Jadi yang disebut MCA adalah kelompok yang cair.
Kendati cair, tidak terstruktur
apalagi terorganisasi, kekuatan MCA ini memang sungguh dahsyat. Keberhasilan
konsolidasi dan pengerahan jutaan orang dalam beberapa ABI, harus diakui dapat
terwujud karena kekuatan medsos dan gigihnya para pegiat MCA.
Kedahsyatan mereka kembali
terkonfirmasi dalam isu nonton bareng Film G30S/PKI, reuni Alumni 212, dan Aksi
Bela Palestina. Serbuan ratusan ribu netizen terhadap akun medsos Presiden
Jokowi pasca insiden Piala Presiden dapat diduga sebagian besar juga melibatkan
MCA. Mereka yang menjadi pendukung Anies-Sandi sangat marah dan kecewa karena
Anies dicegah Paspampres ketika akan mendampingi Jokowi menyerahkan piala ke
Persija.
Berbagai fakta diatas menunjukkan
MCA telah menjadi gerakan sosial yang mampu mendorong pembentukan publik opini
dan perubahan peta kekuatan dalam pertarungan politik.
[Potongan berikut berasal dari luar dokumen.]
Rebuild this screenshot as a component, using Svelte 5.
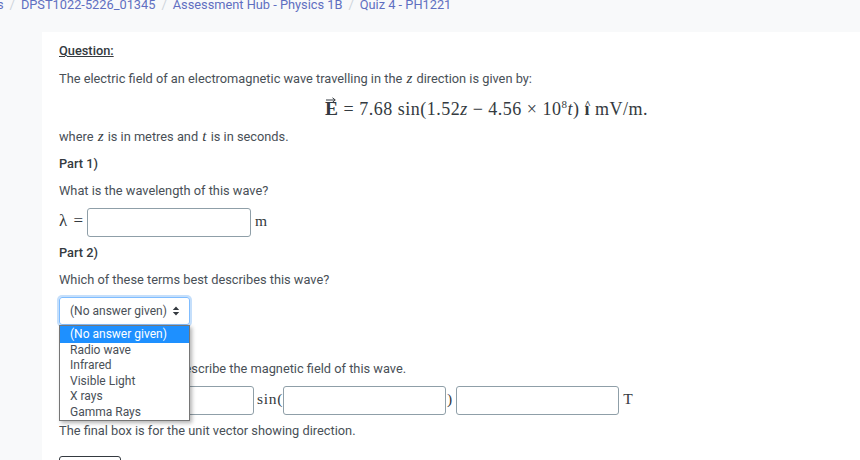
<script>
	const options = ['(No answer given)', 'Radio wave', 'Infrared', 'Visible Light', 'X rays', 'Gamma Rays'];
	const crumbs = ['DPST1022-5226_01345', 'Assessment Hub - Physics 1B', 'Quiz 4 - PH1221'];
</script>

<div class="page">
	<nav class="crumbs">
		<span class="cut">s</span>
		{#each crumbs as crumb}
			<span class="sep">/</span>
			<a href="#top">{crumb}</a>
		{/each}
	</nav>

	<main class="card">
		<p class="title"><b><u>Question:</u></b></p>
		<p>The electric field of an electromagnetic wave travelling in the <i class="m">z</i> direction is given by:</p>
		<div class="equation">
			<span class="vec"
				><svg width="10" height="6" viewBox="0 0 10 6"><path d="M0 3h9M6.5 .8 9.3 3 6.5 5.2" fill="none" stroke="#343a40" stroke-width="1" /></svg><b>E</b></span
			> = 7.68 sin(1.52<i>z</i> − 4.56 × 10<sup>8</sup><i>t</i>) <span class="hat"><b>ı</b></span> mV/m.
		</div>
		<p>where <i class="m">z</i> is in metres and <i class="m">t</i> is in seconds.</p>
		<p class="part"><b>Part 1)</b></p>
		<p>What is the wavelength of this wave?</p>
		<div class="answer">
			<span class="m lambda">λ =</span>
			<span class="box short"></span>
			<span class="m">m</span>
		</div>
		<p class="part"><b>Part 2)</b></p>
		<p>Which of these terms best describes this wave?</p>

		<div class="select-wrap">
			<div class="select">
				(No answer given)
				<svg width="8" height="10" viewBox="0 0 8 10"><path d="M4 0.5 7.2 4H.8zM4 9.5.8 6h6.4z" fill="#343a40" /></svg>
			</div>
			<ul class="menu">
				{#each options as option, i}
					<li class:active={i === 0}>{option}</li>
				{/each}
			</ul>
		</div>

		<p class="part3">Use your answers to describe the magnetic field of this wave.</p>
		<div class="answer field">
			<span class="box first"></span>
			<span class="m sin">sin(</span>
			<span class="box mid"></span>
			<span class="m paren">)</span>
			<span class="box mid"></span>
			<span class="m unit">T</span>
		</div>
		<p class="note">The final box is for the unit vector showing direction.</p>
		<div class="check"></div>
	</main>
</div>

<style>
	:global(body) {
		margin: 0;
		overflow: hidden;
		background: #f8f9fa;
	}

	.page {
		width: 860px;
		height: 460px;
		overflow: hidden;
		font-family: Roboto, "Liberation Sans", sans-serif;
		font-size: 12.8px;
		line-height: 20px;
		color: #495057;
	}

	.crumbs {
		display: flex;
		gap: 6px;
		margin: -5px 0 0 -3px;
		height: 37px;
		color: #ced4da;
	}

	.crumbs a {
		color: #5f6fc1;
		text-decoration: none;
	}

	.cut {
		color: #5f6fc1;
	}

	.card {
		margin-left: 42px;
		padding: 9px 17px 0;
		height: 428px;
		background: #fff;
	}

	p {
		margin: 0 0 7px;
	}

	.title {
		color: #343a40;
		margin-bottom: 8px;
	}

	b {
		font-weight: 500;
		color: #343a40;
	}

	.part {
		margin-bottom: 7px;
	}

	.m,
	.equation {
		font-family: "Liberation Serif", serif;
	}

	.equation {
		height: 29px;
		margin: -2px 0 4px;
		padding-left: 266px;
		font-size: 18px;
		line-height: 29px;
		color: #343a40;
		letter-spacing: 0.5px;
	}

	.equation b {
		font-weight: 700;
	}

	.vec b {
		font-size: 19.5px;
	}

	.equation sup {
		font-size: 11px;
		line-height: 0;
	}

	.vec,
	.hat {
		position: relative;
		display: inline-block;
	}

	.vec svg {
		position: absolute;
		left: 1px;
		top: 3px;
	}

	.hat::before {
		content: "^";
		position: absolute;
		left: 0;
		top: -5px;
		font-size: 11px;
		font-weight: 700;
	}

	.answer {
		display: flex;
		align-items: center;
		gap: 4px;
		height: 29px;
		margin-bottom: 6px;
	}

	.m {
		font-size: 15.5px;
		color: #343a40;
	}

	.answer .m {
		margin-bottom: 4px;
	}

	p .m {
		font-size: 15px;
		line-height: 0;
		margin: 0 1px;
	}

	.lambda {
		font-size: 17px;
		white-space: pre;
		word-spacing: 2px;
	}

	.box {
		box-sizing: border-box;
		display: block;
		height: 29px;
		border: 1px solid #8f9fa8;
		border-radius: 3px;
		background: #fff;
	}

	.short {
		width: 164px;
	}

	.select-wrap {
		position: relative;
		height: 28px;
		margin-top: 3px;
	}

	.select {
		box-sizing: border-box;
		display: flex;
		align-items: center;
		gap: 5px;
		width: 131px;
		height: 28px;
		padding-left: 10px;
		border: 1px solid #80bdff;
		border-radius: 3px;
		box-shadow: 0 0 0 2px #c5dffb;
		font-size: 12px;
		white-space: nowrap;
	}

	.menu {
		position: absolute;
		left: 0;
		top: 28px;
		z-index: 2;
		box-sizing: border-box;
		width: 131px;
		margin: 0;
		padding: 0;
		list-style: none;
		background: #fff;
		border: 1px solid #767676;
		box-shadow: 2px 2px 4px rgba(0, 0, 0, 0.3);
		font-size: 12px;
		line-height: 15.5px;
	}

	.menu li {
		padding-left: 10px;
	}

	.menu .active {
		padding-top: 1px;
		background: #1e90ff;
		color: #fff;
	}

	.part3 {
		margin: 34px 0 7px;
	}

	.field {
		gap: 3px;
		margin-bottom: 6px;
	}

	.first {
		width: 195px;
	}

	.mid {
		width: 163px;
	}

	.sin {
		margin-right: -3px;
		letter-spacing: 0.7px;
	}

	.paren {
		margin: 0 1px 4px -2px;
	}

	.unit {
		margin-left: 1px;
	}

	.check {
		width: 60px;
		height: 20px;
		margin-top: 15px;
		border: 1px solid #343a40;
		border-radius: 3px;
	}
</style>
Polisi harus bisa mengungkap
siapa sebenarnya kelompok yang mengaku sebagai family Muslim Cyber Army ini?
Jangan sampai berkembang isu liar, kasus ini merupakan upaya membungkam
kelompok-kelompok yang kritis dan berseberangan dengan pemerintah.
Benarkah mereka merupakan bagian
dari kelompok-kelompok MCA, ataukah hanya mengaku-aku saja untuk meraih
keuntungan secara finansial?
Apakah mereka kelompok
kepentingan lain yang mengaku sebagai MCA sebagai strategi pembusukan dari
dalam? Atau ada kelompok yang ingin mengadu domba antar umat beragama dengan
menghembus-hembuskan isu SARA? Kalau mereka benar pegiat medsos, jejak
digitalnya gampang dilacak.
Semua harus diungkap oleh polisi
secara transparan. Semua kelompok penyebar hoax, ujaran kebencian, baik yang
kritis maupun yang mendukung pemerintah harus diperlakukan sama. Perang melawan
hoax dan ujaran kebencian harus menjadi komitmen dan concern kita bersama.